To U.S. President Donald Trump and his Russian counterpart, Vladimir Putin, it was a moment for levity as they sat down to talk last week in Japan on the sidelines of the G-20 economic summit. And the American leader had an idea for what to do with the pack of journalists that was hovering there to take note of the two leaders' first public get-together in a year. "Get rid of them. Fake news is a great term, isn't it?" Trump said. "You don't have this problem in Russia, but we do."
"We also have," Putin answered, in English. "It's the same." Then, according to news accounts of the exchange, the two leaders shared a chuckle over their seemingly self-satisfying repartee.

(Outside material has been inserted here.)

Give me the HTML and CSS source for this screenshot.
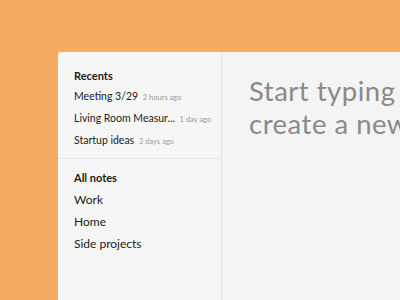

Trump routinely describes journalists as "the enemy of the people," an expression first common in world literature and a century ago popularized by Russian autocrat Vladimir Lenin. The U.S. president also regularly describes factual mainstream news stories as "fake news," a term he once acknowledged actually described stories he does not like about himself and his administration. He recently called an accurate New York Times story he did not like — about digital U.S. incursions into the Russian power grid — "a virtual act of treason."
The Committee to Protect Journalists said 28 journalists have been murdered in Russia since Putin first assumed power in 2000, with the reporters and editors often killed under mysterious circumstances. Many of the Russian journalists, according to the New York-based journalists' advocacy group, were well-known for investigating government corruption and wrong-doing by both national and local Russian officials.